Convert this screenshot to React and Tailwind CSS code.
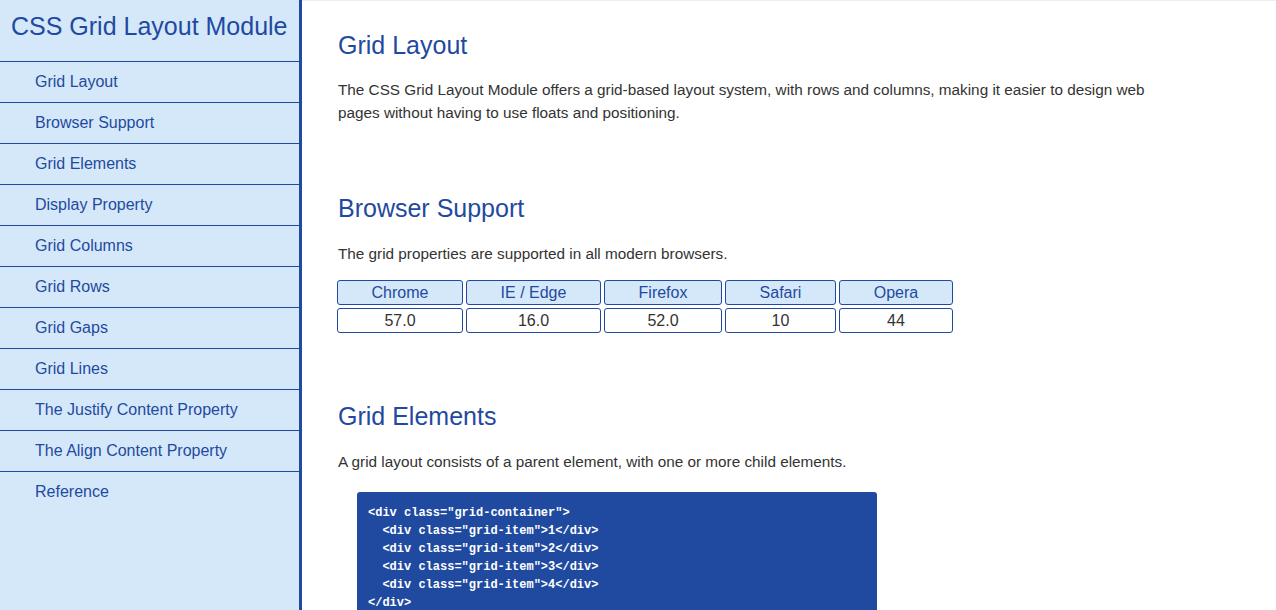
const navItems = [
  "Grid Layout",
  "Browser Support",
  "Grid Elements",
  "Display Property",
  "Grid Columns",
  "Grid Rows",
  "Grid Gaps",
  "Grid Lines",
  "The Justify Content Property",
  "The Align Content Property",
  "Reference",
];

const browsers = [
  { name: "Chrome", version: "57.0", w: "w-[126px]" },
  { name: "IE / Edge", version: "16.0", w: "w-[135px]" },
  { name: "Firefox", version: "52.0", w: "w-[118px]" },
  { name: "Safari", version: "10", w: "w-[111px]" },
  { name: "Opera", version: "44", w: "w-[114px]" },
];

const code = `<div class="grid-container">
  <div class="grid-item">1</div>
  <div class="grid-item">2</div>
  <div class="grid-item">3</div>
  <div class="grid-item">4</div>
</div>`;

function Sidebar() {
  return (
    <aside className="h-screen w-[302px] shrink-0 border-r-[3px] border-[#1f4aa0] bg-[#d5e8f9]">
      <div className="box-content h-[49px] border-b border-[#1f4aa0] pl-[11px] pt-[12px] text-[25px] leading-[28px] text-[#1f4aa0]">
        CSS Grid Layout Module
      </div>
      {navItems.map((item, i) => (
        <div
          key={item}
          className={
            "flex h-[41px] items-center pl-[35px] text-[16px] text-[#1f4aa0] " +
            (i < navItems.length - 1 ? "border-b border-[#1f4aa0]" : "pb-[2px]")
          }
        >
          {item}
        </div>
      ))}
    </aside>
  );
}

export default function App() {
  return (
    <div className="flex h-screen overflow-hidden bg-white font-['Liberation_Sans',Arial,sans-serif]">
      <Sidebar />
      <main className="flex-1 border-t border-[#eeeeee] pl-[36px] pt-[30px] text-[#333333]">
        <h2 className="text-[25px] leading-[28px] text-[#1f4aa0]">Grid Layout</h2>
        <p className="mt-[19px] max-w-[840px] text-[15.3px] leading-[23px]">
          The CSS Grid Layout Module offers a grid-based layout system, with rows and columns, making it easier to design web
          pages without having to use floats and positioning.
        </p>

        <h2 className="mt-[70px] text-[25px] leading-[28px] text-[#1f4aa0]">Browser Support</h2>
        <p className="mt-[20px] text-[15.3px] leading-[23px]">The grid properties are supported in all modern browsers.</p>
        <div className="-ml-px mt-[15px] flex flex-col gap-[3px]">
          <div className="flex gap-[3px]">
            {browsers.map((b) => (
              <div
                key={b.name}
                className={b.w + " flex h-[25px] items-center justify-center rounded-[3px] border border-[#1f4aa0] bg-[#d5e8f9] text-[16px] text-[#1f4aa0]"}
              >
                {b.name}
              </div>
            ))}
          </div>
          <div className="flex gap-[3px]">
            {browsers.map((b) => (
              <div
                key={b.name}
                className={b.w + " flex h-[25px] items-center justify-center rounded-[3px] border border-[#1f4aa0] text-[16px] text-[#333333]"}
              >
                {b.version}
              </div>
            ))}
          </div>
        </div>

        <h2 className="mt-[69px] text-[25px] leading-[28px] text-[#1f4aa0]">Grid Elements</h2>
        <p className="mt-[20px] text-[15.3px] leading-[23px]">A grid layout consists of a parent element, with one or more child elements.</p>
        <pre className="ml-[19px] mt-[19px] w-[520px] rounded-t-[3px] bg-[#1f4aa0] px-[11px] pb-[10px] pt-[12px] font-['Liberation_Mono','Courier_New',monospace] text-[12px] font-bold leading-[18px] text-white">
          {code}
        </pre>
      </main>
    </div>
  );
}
· · · ·
**PROBLEM:** Replicate the material above verbatim; images stay out of the copy.

**RESPONSE:**
Convert this screenshot to React and Tailwind CSS code.
const navItems = [
  "Grid Layout",
  "Browser Support",
  "Grid Elements",
  "Display Property",
  "Grid Columns",
  "Grid Rows",
  "Grid Gaps",
  "Grid Lines",
  "The Justify Content Property",
  "The Align Content Property",
  "Reference",
];

const browsers = [
  { name: "Chrome", version: "57.0", w: "w-[126px]" },
  { name: "IE / Edge", version: "16.0", w: "w-[135px]" },
  { name: "Firefox", version: "52.0", w: "w-[118px]" },
  { name: "Safari", version: "10", w: "w-[111px]" },
  { name: "Opera", version: "44", w: "w-[114px]" },
];

const code = `<div class="grid-container">
  <div class="grid-item">1</div>
  <div class="grid-item">2</div>
  <div class="grid-item">3</div>
  <div class="grid-item">4</div>
</div>`;

function Sidebar() {
  return (
    <aside className="h-screen w-[302px] shrink-0 border-r-[3px] border-[#1f4aa0] bg-[#d5e8f9]">
      <div className="box-content h-[49px] border-b border-[#1f4aa0] pl-[11px] pt-[12px] text-[25px] leading-[28px] text-[#1f4aa0]">
        CSS Grid Layout Module
      </div>
      {navItems.map((item, i) => (
        <div
          key={item}
          className={
            "flex h-[41px] items-center pl-[35px] text-[16px] text-[#1f4aa0] " +
            (i < navItems.length - 1 ? "border-b border-[#1f4aa0]" : "pb-[2px]")
          }
        >
          {item}
        </div>
      ))}
    </aside>
  );
}

export default function App() {
  return (
    <div className="flex h-screen overflow-hidden bg-white font-['Liberation_Sans',Arial,sans-serif]">
      <Sidebar />
      <main className="flex-1 border-t border-[#eeeeee] pl-[36px] pt-[30px] text-[#333333]">
        <h2 className="text-[25px] leading-[28px] text-[#1f4aa0]">Grid Layout</h2>
        <p className="mt-[19px] max-w-[840px] text-[15.3px] leading-[23px]">
          The CSS Grid Layout Module offers a grid-based layout system, with rows and columns, making it easier to design web
          pages without having to use floats and positioning.
        </p>

        <h2 className="mt-[70px] text-[25px] leading-[28px] text-[#1f4aa0]">Browser Support</h2>
        <p className="mt-[20px] text-[15.3px] leading-[23px]">The grid properties are supported in all modern browsers.</p>
        <div className="-ml-px mt-[15px] flex flex-col gap-[3px]">
          <div className="flex gap-[3px]">
            {browsers.map((b) => (
              <div
                key={b.name}
                className={b.w + " flex h-[25px] items-center justify-center rounded-[3px] border border-[#1f4aa0] bg-[#d5e8f9] text-[16px] text-[#1f4aa0]"}
              >
                {b.name}
              </div>
            ))}
          </div>
          <div className="flex gap-[3px]">
            {browsers.map((b) => (
              <div
                key={b.name}
                className={b.w + " flex h-[25px] items-center justify-center rounded-[3px] border border-[#1f4aa0] text-[16px] text-[#333333]"}
              >
                {b.version}
              </div>
            ))}
          </div>
        </div>

        <h2 className="mt-[69px] text-[25px] leading-[28px] text-[#1f4aa0]">Grid Elements</h2>
        <p className="mt-[20px] text-[15.3px] leading-[23px]">A grid layout consists of a parent element, with one or more child elements.</p>
        <pre className="ml-[19px] mt-[19px] w-[520px] rounded-t-[3px] bg-[#1f4aa0] px-[11px] pb-[10px] pt-[12px] font-['Liberation_Mono','Courier_New',monospace] text-[12px] font-bold leading-[18px] text-white">
          {code}
        </pre>
      </main>
    </div>
  );
}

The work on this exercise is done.